A energia eólica é realmente competitiva no Brasil?
Desde a implantação do Programa de Incentivo às Fontes
Alternativas de Energia Elétrica (Proinfa), a energia eólica tem experimentado
uma trajetória de forte difusão no Brasil. Após ser a fonte de geração com
maior participação no programa (1.422 MW), a energia eólica passou a ter
participação crescente nos leilões de expansão do sistema elétrico brasileiro.
Primeiramente, parques eólicos foram selecionados em leilões
orientados para fontes com menores impactos ambientais (leilões de reserva –
LER e leilões de fontes alternativas – LFA).
Posteriormente, no leilão de
expansão com antecedência de três anos (A-3) ocorrido em 2011, aproveitamentos
eólicos venceram o certame competindo diretamente com as demais fontes de
geração.
Por intermédio do Proinfa e dos leilões, já foram
contratados 7 GW de capacidade de geração eólica no Brasil. Desse total, 1,4 GW
está em operação. O Plano Decenal de Expansão de Energia (PDE) considera que em
2020 a capacidade instalada de centrais eólicas no Brasil alcançará 11 GW.

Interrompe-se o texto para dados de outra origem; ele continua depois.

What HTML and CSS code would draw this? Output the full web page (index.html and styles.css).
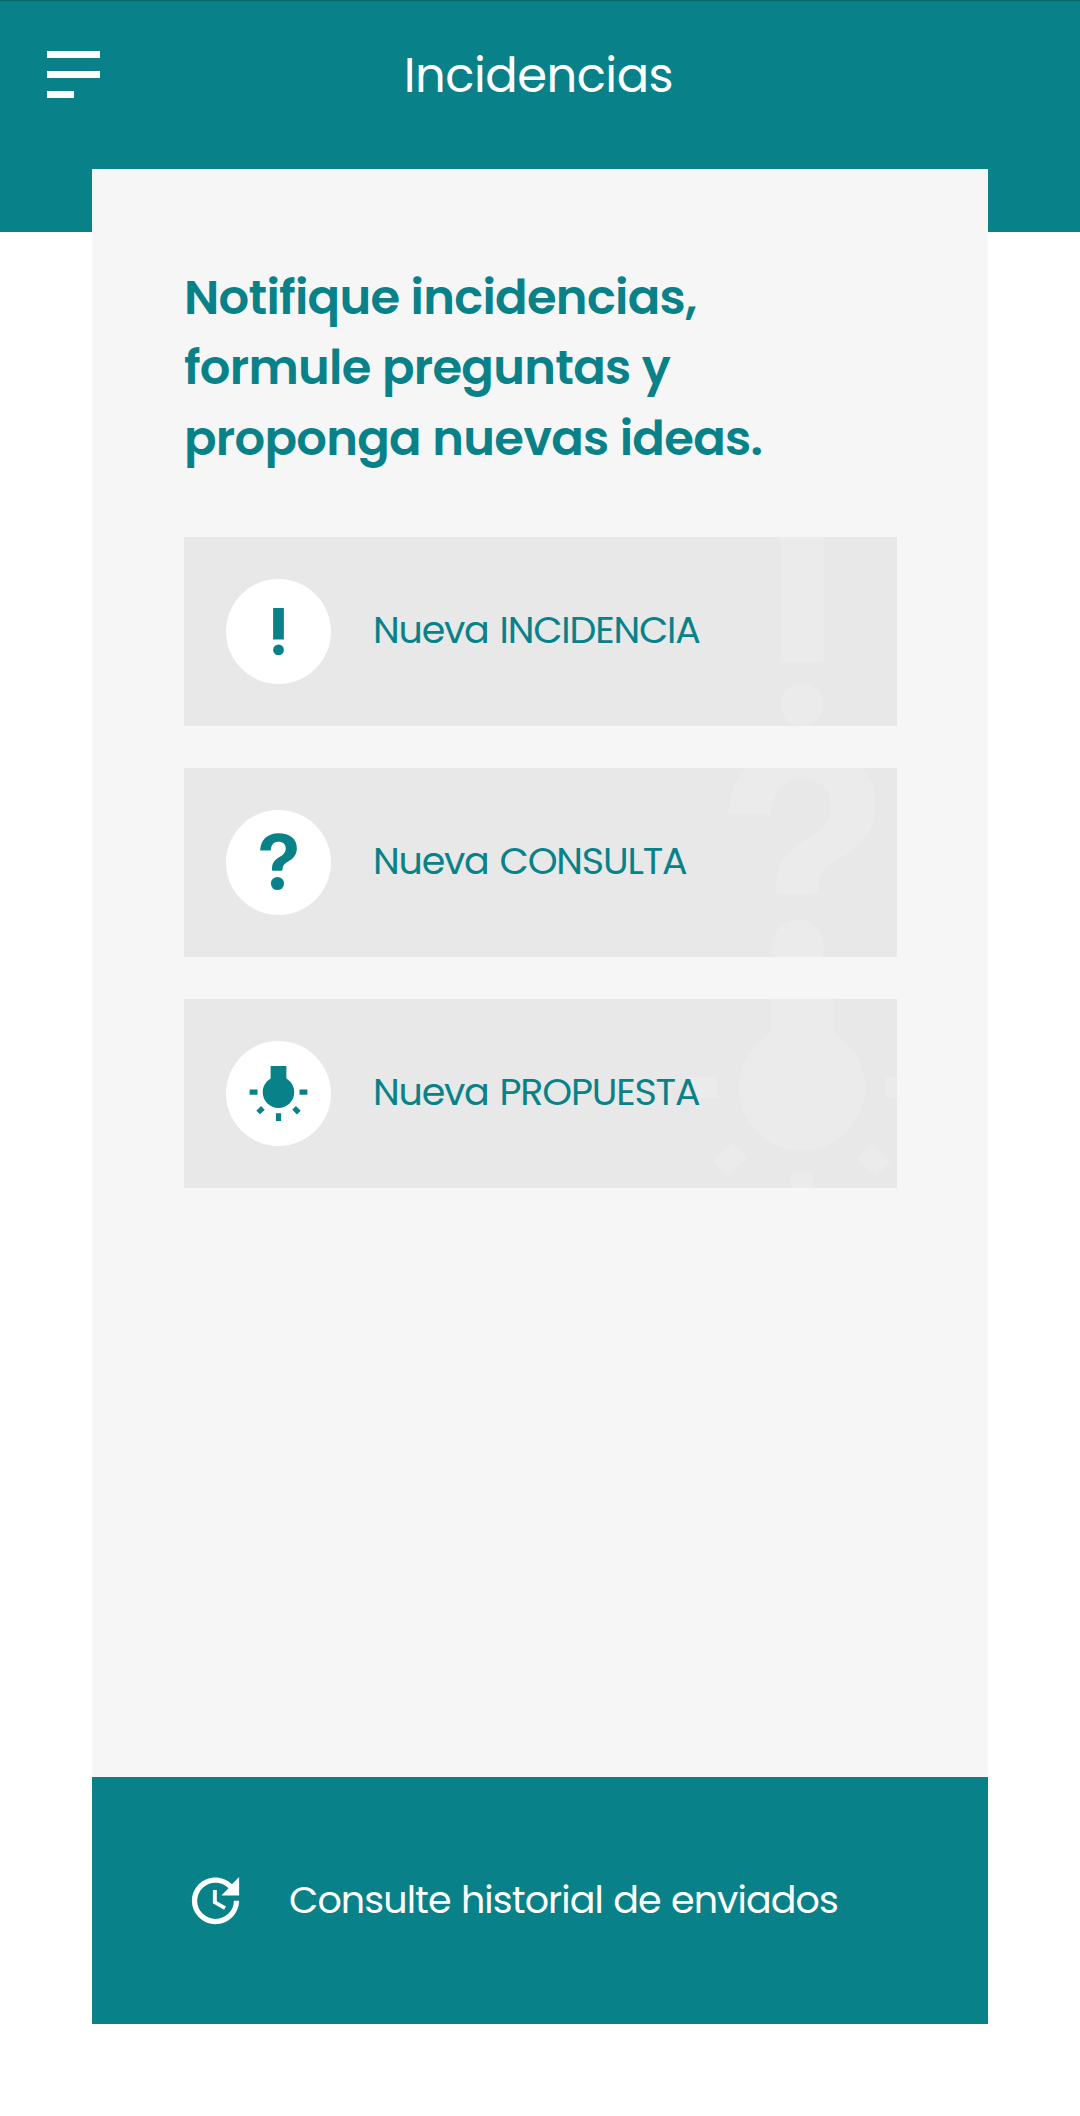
FILE: index.html
```html
<!DOCTYPE html>
<html lang="es">
<head>
    <meta charset="UTF-8">
    <meta name="viewport" content="width=device-width, initial-scale=1.0">
    <title>Incidencias</title>
    <link rel="stylesheet" href="styles.css">
</head>
<body>
    <!-- Iconos compartidos -->
    <svg class="sprite" aria-hidden="true">
        <symbol id="icon-exclamation" viewBox="0 0 24 24">
            <path d="M9.95 3h4.1v12h-4.1z"/>
            <circle cx="12" cy="19" r="2.05"/>
        </symbol>
        <symbol id="icon-question" viewBox="0 0 24 24">
            <path d="M5 7.45C5.2 3.4 7.8.9 12 .9c4.3 0 7 2.1 7 5.7 0 1.7-.6 2.9-1.8 3.95-.8.7-1.7 1.1-2.4 1.6-.9.7-1.2 1.2-1.25 2.4-.02.4-.1.55-.4.55H9.7c-.15 0-.2-.1-.2-.3.05-1.7.2-2.7 1.36-3.8.8-.8 1.8-1.3 2.69-1.9.8-.6 1.21-1.4 1.21-2.4 0-1.6-1-2.6-2.79-2.6S9.15 5.3 9.05 7.45z"/>
            <circle cx="11.6" cy="20" r="2.5"/>
        </symbol>
        <symbol id="icon-bulb" viewBox="0 0 24 24">
            <path d="M3.55 18.54l1.41 1.41 1.8-1.79-1.41-1.41-1.8 1.79zM11 22.45h2V19.5h-2v2.95zM4 10.5H1v2h3v-2zm11-4.19V1.5H9v4.81C7.21 7.35 6 9.28 6 11.5c0 3.31 2.69 6 6 6s6-2.69 6-6c0-2.22-1.21-4.15-3-5.19zm5 4.19v2h3v-2h-3zm-2.76 7.66l1.79 1.8 1.41-1.41-1.8-1.79-1.4 1.4z"/>
        </symbol>
    </svg>

    <header class="header">
        <button class="menu" aria-label="Menú">
            <span></span>
            <span></span>
            <span class="short"></span>
        </button>
        <h1>Incidencias</h1>
    </header>

    <main class="card">
        <section class="content">
            <h2>Notifique incidencias,<br>formule preguntas y<br>proponga nuevas ideas.</h2>

            <div class="options">
                <a class="option">
                    <svg class="ghost"><use href="#icon-exclamation"/></svg>
                    <span class="circle"><svg><use href="#icon-exclamation"/></svg></span>
                    <span class="label">Nueva INCIDENCIA</span>
                </a>
                <a class="option">
                    <svg class="ghost"><use href="#icon-question"/></svg>
                    <span class="circle"><svg><use href="#icon-question"/></svg></span>
                    <span class="label">Nueva CONSULTA</span>
                </a>
                <a class="option">
                    <svg class="ghost"><use href="#icon-bulb"/></svg>
                    <span class="circle"><svg><use href="#icon-bulb"/></svg></span>
                    <span class="label">Nueva PROPUESTA</span>
                </a>
            </div>
        </section>

        <footer class="history">
            <svg viewBox="0 0 24 24">
                <path d="M21 10.12h-6.78l2.74-2.82c-2.73-2.7-7.15-2.8-9.88-.1-2.73 2.71-2.73 7.08 0 9.79s7.15 2.71 9.88 0C18.32 15.65 19 14.08 19 12.1h2c0 1.98-.88 4.55-2.64 6.29-3.51 3.48-9.21 3.48-12.72 0-3.5-3.47-3.53-9.11-.02-12.58s9.14-3.47 12.65 0L21 3v7.12zM11 8h1.5v4.25l3.5 2.08-.72 1.21L11 13V8z"/>
            </svg>
            <span class="history-text">Consulte historial de enviados</span>
        </footer>
    </main>
</body>
</html>
```
FILE: styles.css
```css
* {
    margin: 0;
    padding: 0;
    box-sizing: border-box;
}

body {
    font-family: Poppins, Inter, sans-serif;
    background: #fff;
    color: #088288;
}

.sprite {
    display: none;
}

.header {
    display: flex;
    align-items: flex-start;
    height: 232px;
    padding: 50px 47px 0;
    background: #088288;
    border-top: 1px solid #06666c;
    color: #fff;
}

.menu {
    display: flex;
    flex-direction: column;
    gap: 13px;
    width: 53px;
    background: none;
    border: none;
}

.menu span {
    height: 7px;
    background: #fff;
}

.menu .short {
    width: 27px;
}

.header h1 {
    flex: 1;
    margin-right: 56px;
    text-align: center;
    font-size: 48px;
    font-weight: 400;
    line-height: 50px;
    letter-spacing: -0.5px;
}

.card {
    display: flex;
    flex-direction: column;
    width: 896px;
    height: 1855px;
    margin: -63px auto 0;
    background: #f6f6f6;
}

.content {
    flex: 1;
    padding: 94px 91.5px 0 92px;
}

.content h2 {
    margin-bottom: 63px;
    font-size: 48px;
    font-weight: 600;
    line-height: 70.3px;
    letter-spacing: -0.7px;
    word-spacing: 0.5px;
    white-space: nowrap;
}

.options {
    display: flex;
    flex-direction: column;
    gap: 42px;
}

.option {
    position: relative;
    display: flex;
    align-items: center;
    gap: 42px;
    height: 189px;
    padding-left: 42px;
    overflow: hidden;
    background: #e8e8e8;
}

/* Icono grande de fondo */
.ghost {
    position: absolute;
    top: -31.5px;
    right: -31.5px;
    width: 252px;
    height: 252px;
    fill: #ebebeb;
}

.circle {
    display: flex;
    align-items: center;
    justify-content: center;
    width: 105px;
    height: 105px;
    border-radius: 50%;
    background: #fff;
}

.circle svg {
    width: 63px;
    height: 63px;
    fill: #088288;
}

.label {
    z-index: 1;
    padding-bottom: 4px;
    font-size: 38px;
    letter-spacing: -1.2px;
    word-spacing: 2px;
    white-space: nowrap;
}

.history {
    display: flex;
    align-items: center;
    gap: 42px;
    height: 247px;
    padding-left: 92px;
    background: #088288;
    color: #fff;
}

.history svg {
    width: 63px;
    height: 63px;
    fill: #fff;
}

.history-text {
    padding-bottom: 2px;
    font-size: 38px;
    letter-spacing: -0.9px;
    word-spacing: 1px;
    white-space: nowrap;
}
```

Como a tabela I ilustra, essa trajetória foi acompanhada da
redução do preço médio da energia eólica negociada nos leilões e do aumento do
fator de capacidade dos projetos de parques eólicos.
Tabela I
Capacidade – Fator de Capacidade - Preço
MW
%
R$/ MWh
PROINFA - 1.422 - 37% - 270,32
LER 2009 - 1.806 - 43% - 148,40
LER 2010 - 528 - 51% - 122,69
LFA 2010 - 1.520 - 43% - 134,13
A-3 2011 - 1.068 - 45% - 99,48
LER 2011 - 861- 50% - 99,54
A competitividade da energia eólica no Brasil demonstrada
nos leilões impressionou até mesmo especialistas setoriais, pois não é
observada em outras experiências. Nos países em que a energia eólica se
desenvolveu de forma mais significativa, os subsídios são bastante
significativos. Alguns fatores podem explicar a vantagem da produção brasileira
de energia eólica, como ventos mais favoráveis – principalmente no nordeste
brasileiro -, complementação com a geração hidrelétrica e possibilidade de
“estocagem indireta” de energia através dos reservatórios das usinas
hidrelétricas. Essas características permitem ao Brasil lidar melhor com a
intermitência da geração eólica, que é o principal limitante de sua difusão em
sistemas predominantemente termelétricos.
O fator de capacidade considerado nos projetos brasileiros é
substancialmente mais elevado do que a experiência internacional. Segundo a
tabela II, o fator de capacidade médio observado nos dez países de maior
capacidade de geração eólica é de apenas 21%. Ou seja, metade do fator médio
considerado em projetos no Brasil.
Tabela II
País – 2008 – 2003/2007
Estados Unidos – 24% - 26%
Alemanha – 19% - 18%
Espanha – 22% - 25%
China – 12% - X
Índia – 18% - X
Itália – 16% - 19%
França – 19% - 22%
Reino Unido - 30% - 26%
Portugal – 23% - 23%
Dinamarca – 25% - 23%
Boccard (2009) aponta que há uma tendência de superestimação
do fator de capacidade de parques eólicos projetados em relação ao que é
observado no caso europeu. Segundo o autor, enquanto as estimativas do fator de
capacidade da energia variam em um intervalo entre 30 a 35%, os valores
observados da razão da energia produzida e da capacidade instalada são
inferiores a 21% no período 2003-2007. O autor enfatiza que dessa forma, os
custos são aumentados em dois terços e a redução de emissões decorrente da
instalação dos parques eólicos é 40% inferior à planejada.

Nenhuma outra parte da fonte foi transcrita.